The General Assembly has the authority to direct counties to support with county funds the courts of the unified system. Kramer v. County Council for Dorchester County, 277 S.C. 71, 282 S.E. (2d) 850 (1981).

Respondents argue that it is the traditional duty of attorneys to represent gratuitously indigent defendants. Before Gideon, this was the tradition of our bar, of whom this court is proud. Were it not for dedicated attorneys, the sacred freedoms of our nation would not long have survived. Gideon brought about a changed situation relating to compensation for attorneys representing indigent defendants; the legislature recognized this by the statutory law quoted in this decision; enlightened county governing boards throughout this state have recognized this by compliance with this statute and so must York County Council. Respondents cannot rely on the noble traditions of our bar, but must comply with the statutory law of this state by paying the vouchers submitted.

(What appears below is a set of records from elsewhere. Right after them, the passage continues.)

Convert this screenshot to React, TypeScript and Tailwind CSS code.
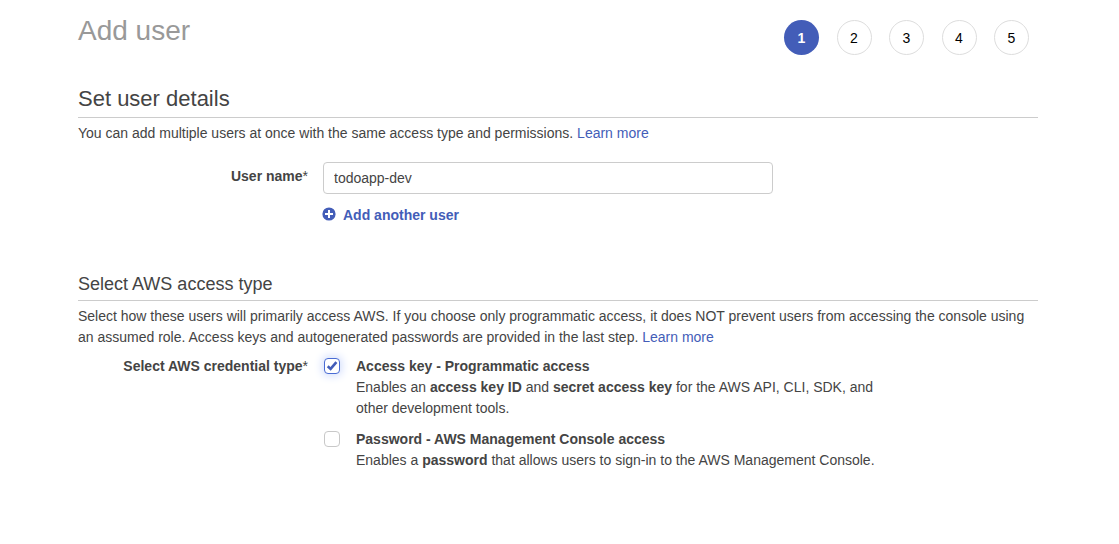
import { useState } from "react";

const steps = [1, 2, 3, 4, 5];

function PlusCircle() {
  return (
    <svg viewBox="0 0 14 14" className="mt-0.5 size-[14px] shrink-0" aria-hidden="true">
      <circle cx="7" cy="7" r="6.6" fill="#435db8" />
      <path d="M7 3v8M3 7h8" stroke="#fff" strokeWidth="2" fill="none" />
    </svg>
  );
}

function Credential({
  id,
  title,
  checked,
  onToggle,
  children,
}: {
  id: string;
  title: string;
  checked: boolean;
  onToggle: () => void;
  children: React.ReactNode;
}) {
  return (
    <div className="flex items-start gap-4">
      <span className="relative mt-0.5 flex size-4 shrink-0">
        <input
          id={id}
          type="checkbox"
          checked={checked}
          onChange={onToggle}
          className="size-4 appearance-none rounded border border-[#c8c8c8] bg-white checked:border-[#4a6cd4] checked:shadow-[0_0_8px_2px_#d3defc]"
        />
        {checked && (
          <svg viewBox="0 0 16 16" className="pointer-events-none absolute inset-0 size-4" aria-hidden="true">
            <path d="M3.7 8.3l2.9 2.6L12.4 4.2" fill="none" stroke="#435db8" strokeWidth="2.6" />
          </svg>
        )}
      </span>
      <div>
        <label htmlFor={id} className="block font-bold">
          {title}
        </label>
        <p>{children}</p>
      </div>
    </div>
  );
}

export default function App() {
  const [name, setName] = useState("todoapp-dev");
  const [access, setAccess] = useState(true);
  const [password, setPassword] = useState(false);

  return (
    <main className="mx-auto max-w-[1119px] bg-white pt-3 pr-[81px] pb-10 pl-[78px] font-['Liberation_Sans',Arial,sans-serif] text-sm leading-[21px] text-[#444]">
      <header className="flex items-start justify-between pr-[9px]">
        <h1 className="text-[28px] leading-[38px] text-[#999]">Add user</h1>
        <ol className="flex w-[245px] justify-between pt-2">
          {steps.map((s) => (
            <li
              key={s}
              aria-current={s === 1 ? "step" : undefined}
              className={
                s === 1
                  ? "flex size-[35px] items-center justify-center rounded-full bg-[#435db8] pt-px font-bold text-white"
                  : "flex size-[35px] items-center justify-center rounded-full border border-[#ddd] pt-px text-black"
              }
            >
              {s}
            </li>
          ))}
        </ol>
      </header>

      <section className="pt-7">
        <h2 className="border-b border-[#ccc] pt-px pb-[3px] text-[22px] leading-[30px]">Set user details</h2>
        <p className="pt-[5px]">
          You can add multiple users at once with the same access type and permissions.{" "}
          <a href="#users" className="text-[#435db8]">Learn more</a>
        </p>
        <div className="flex gap-[15px] pt-[18px]">
          <label htmlFor="user-name" className="w-[230px] shrink-0 pt-1 text-right font-bold">
            User name<span className="font-normal">*</span>
          </label>
          <div className="flex w-[450px] flex-col items-start gap-[11px]">
            <input
              id="user-name"
              type="text"
              value={name}
              onChange={(e) => setName(e.target.value)}
              className="h-8 w-full rounded-[4px] border border-[#ccc] px-[10px] outline-none"
            />
            <button type="button" className="-ml-px flex items-start gap-[7px] font-bold text-[#435db8]">
              <PlusCircle />
              Add another user
            </button>
          </div>
        </div>
      </section>

      <section className="pt-[46px]">
        <h2 className="border-b border-[#ccc] pb-1 text-lg leading-6">Select AWS access type</h2>
        <p className="pt-[5px]">
          Select how these users will primarily access AWS. If you choose only programmatic access, it does NOT prevent
          users from accessing the console using an assumed role. Access keys and autogenerated passwords are provided
          in the last step. <a href="#access" className="text-[#435db8]">Learn more</a>
        </p>
        <fieldset className="flex gap-4 pt-2" aria-labelledby="credential-type">
          <span id="credential-type" className="w-[230px] shrink-0 text-right font-bold">
            Select AWS credential type<span className="font-normal">*</span>
          </span>
          <div className="flex max-w-[558px] flex-col gap-[10px]">
            <Credential
              id="access-key"
              title="Access key - Programmatic access"
              checked={access}
              onToggle={() => setAccess(!access)}
            >
              Enables an <strong>access key ID</strong> and <strong>secret access key</strong> for the AWS API, CLI,
              SDK, and other development tools.
            </Credential>
            <Credential
              id="console-password"
              title="Password - AWS Management Console access"
              checked={password}
              onToggle={() => setPassword(!password)}
            >
              Enables a <strong>password</strong> that allows users to sign-in to the AWS Management Console.
            </Credential>
          </div>
        </fieldset>
      </section>
    </main>
  );
}
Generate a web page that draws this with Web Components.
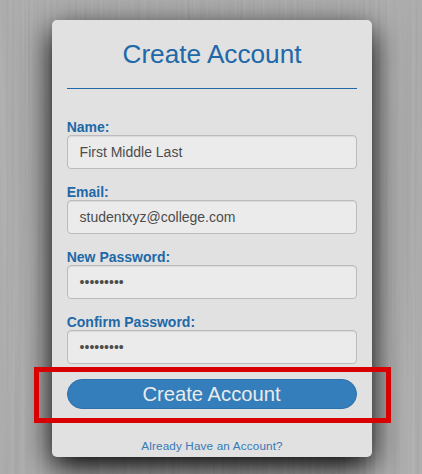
<!DOCTYPE html>
<html lang="en">
<head>
<meta charset="utf-8">
<title>Create Account</title>
<style>
html, body { margin: 0; height: 100%; overflow: hidden; }
body { font-family: "Liberation Sans", Arial, sans-serif; font-size: 14px; line-height: 20px; color: #555; }
</style>
</head>
<body>
<brushed-page>
  <account-card heading="Create Account">
    <form-field label="Name:">First Middle Last</form-field>
    <form-field label="Email:">studentxyz@college.com</form-field>
    <form-field label="New Password:">•••••••••</form-field>
    <form-field label="Confirm Password:">•••••••••</form-field>
    <pill-button>Create Account</pill-button>
    <text-link slot="footer">Already Have an Account?</text-link>
  </account-card>
</brushed-page>
<script>
class Base extends HTMLElement {
  constructor() {
    super();
    this.attachShadow({ mode: 'open' }).innerHTML = this.constructor.markup;
  }
}

class BrushedPage extends Base {
  static markup = `
    <style>
      :host { display: flex; justify-content: center; align-items: flex-start; box-sizing: border-box;
        width: 422px; height: 474px; padding: 20px 0 0 2px; position: relative; overflow: hidden; background: #a9a9a9; }
      svg { position: absolute; inset: 0; }
    </style>
    <svg width="422" height="474" aria-hidden="true">
      <filter id="brush" x="0" y="0" width="100%" height="100%" color-interpolation-filters="sRGB">
        <feTurbulence type="fractalNoise" baseFrequency="0.32 0.003" numOctaves="3" seed="8"/>
        <feColorMatrix values="0.07 0 0 0 0.64  0.07 0 0 0 0.64  0.07 0 0 0 0.64  0 0 0 0 1"/>
      </filter>
      <rect width="422" height="474" filter="url(#brush)"/>
    </svg>
    <slot></slot>`;
}

class AccountCard extends Base {
  static markup = `
    <style>
      :host { display: flex; flex-direction: column; position: relative; box-sizing: border-box; width: 320px; height: 437px;
        padding: 0 15px; border-radius: 5px; background: #e1e1e1; box-shadow: 0 10px 30px #000; }
      h1 { margin: 0 0 29px; height: 69px; box-sizing: border-box; border-bottom: 1px solid #2068a6;
        font-size: 26.2px; font-weight: 400; line-height: 68px; text-align: center; color: #2068a8; }
      .fields { display: flex; flex-direction: column; gap: 15px; }
      footer { margin-top: 26px; text-align: center; }
    </style>
    <h1></h1>
    <div class="fields"><slot></slot></div>
    <footer><slot name="footer"></slot></footer>`;
  connectedCallback() { this.shadowRoot.querySelector('h1').textContent = this.getAttribute('heading'); }
}

class FormField extends Base {
  static markup = `
    <style>
      :host { display: block; height: 50px; }
      label { display: block; height: 17px; line-height: 18px; font-weight: 700; color: #2068a8; text-indent: -.3px; }
      .box { box-sizing: border-box; height: 34px; padding: 6px 11.6px; border: 1px solid #bbb; border-radius: 4px;
        background: #ebebeb; box-shadow: inset 0 1px 1px rgba(0,0,0,.075); line-height: 20px; color: #4c4c4c; }
    </style>
    <label></label>
    <div class="box"><slot></slot></div>`;
  connectedCallback() { this.shadowRoot.querySelector('label').textContent = this.getAttribute('label'); }
}

class PillButton extends Base {
  static markup = `
    <style>
      :host { display: block; position: relative; height: 30px; margin-top: 1px; }
      .pill { box-sizing: border-box; height: 30px; border: 1px solid #2e70aa; border-radius: 15px; background: #347ebb;
        font-size: 20.2px; line-height: 28px; text-align: center; text-indent: -1px; color: #ebebeb; }
      .mark { position: absolute; left: -33px; top: -12px; width: 357px; height: 56px; box-sizing: border-box; border: 5px solid #d80000; }
    </style>
    <div class="pill"><slot></slot></div>
    <div class="mark"></div>`;
}

class TextLink extends Base {
  static markup = `
    <style>:host { font-size: 11.7px; letter-spacing: .16px; line-height: 20px; color: #347ab7; }</style>
    <slot></slot>`;
}

customElements.define('form-field', FormField);
customElements.define('pill-button', PillButton);
customElements.define('text-link', TextLink);
customElements.define('account-card', AccountCard);
customElements.define('brushed-page', BrushedPage);
</script>
</body>
</html>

Payment of the cost sought by appellants is ministerial. The vouchers were approved by the Court of General Sessions and are in accordance with the state schedule of fees which are modest. A writ of mandamus is appropriate. State of S.C. ex rel. McLeod v. Rhodes, supra.

For the above reasons, the appealed order is reversed and the case remanded with instructions that judgment be entered for appellants.

Reversed and remanded.

SANDERS, C.J., and BELL, J., concur.

NOTES

[1] This case is unreported but cited as authority for the above principle of law in the case of Kramer v. County Council for Dorchester County, 227 S.C. 71, 282 S.E. (2d) 850 (1981).

[1a] "Incur" as defined by Black's Law Dictionary 691 (5th ed. 1979), means "To have liabilities cast upon one by act or operation of law, as distinguished from contract, where the party acts affirmatively. To become liable or subject to." This definition has been approved by our Supreme Court. Gordon v. Fidelity & Casualty Company of New York, 238 S.C. 438, 120 S.E. (2d) 509 (1961).